The two-hour interview plays all weekend on whodaguyhawaii.com.
If you'd like to see photos, Rhino Records has a Diltz tribute site. Or you could buy the photog's new book, "California Dreaming," which comes in a tie-dyed box inside a denim bag. It's $500 a copy, available only from the London publisher or one of Diltz's New York or L.A. galleries. Or you could wait until Diltz finds a gallery location in Lahaina.
"The three places in the world that sell the most art are New York, Paris and Lahaina," Diltz told me. "I checked it, it's true."
Give the Gift of Retail
Nordstrom will open at Ala Moana on March 7. If you cannot contain your impatience, you can buy a $150 ticket to a March 5 "sneak preview" gala.
Expect food, drink, models, fashion, entertainment -- "and, of course, you'll be able to shop," notes Pam Perret of the Seattle-based chain.
Tickets are already on sale. Why so early? "We're giving all the ticket money to three Hawaii nonprofits," says Perret, "and our nonprofit partners thought people would want to give tickets as Christmas gifts."
If you're shopping for someone whose idea of a perfect present is the chance to do yet more shopping, the gala tickets are available at the Hawaii Theatre.
Chinatown's 'Roiling Undercurrent'
Grammy Award winner Charles Michael Brotman brings his Big Island guitar trio, Kohala, to record a pair of live concerts at rRed Elephant this weekend, the last today at 4 p.m.
Brotman had a Chinatown recording studio in the '80s, when town was dead after 6:30 p.m. So much has changed, he says, not only galleries and restaurants, but, as he puts it, "this roiling undercurrent of music, all those young musicians playing music, every genre and subgenre, music you'll never hear in a Waikiki hotel." And, yes, he really does say things like "roiling undercurrent."

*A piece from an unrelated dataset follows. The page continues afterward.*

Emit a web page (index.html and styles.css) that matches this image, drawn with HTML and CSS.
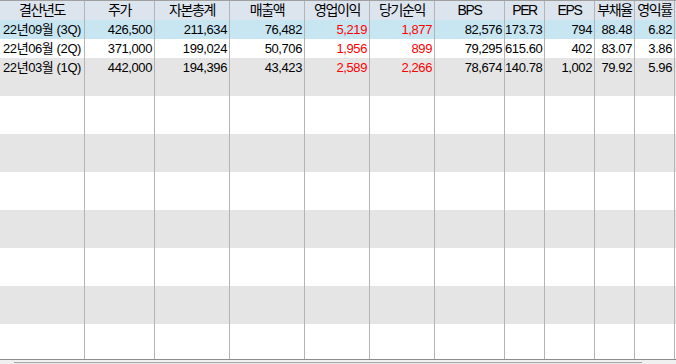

New Exhibit is an Architect Magnet
Stopped by the new Vladimir Ossipoff exhibit at the Academy of Arts. Every time I turned around I met an architect. A Los Angeles architect named Miller Fong had delayed his departure for a day in order to tour the exhibit. "Couldn't leave without seeing it," he said.
Seattle architect Joey Ing pored over the architectural models, with his Roosevelt High classmate, Seattle designer Ron Ho. "We had to come to this," Ing said. "Seldom is an architect honored at this level."
The tribute to Hawaii's most influential modernist was put together by Moanalua High graduate Dean Sakamoto. Sakamoto now teaches architecture at Yale.
The show's worth seeing even if you're not an architect. Most of Ossipoff's signature buildings are still up -- the Pacific Club, the IBM Building, Bachman Hall. In the '60s, as Waikiki went nuts, Ossipoff declared "a war on ugliness."
"Unfortunately," said Sakamoto, "he lost."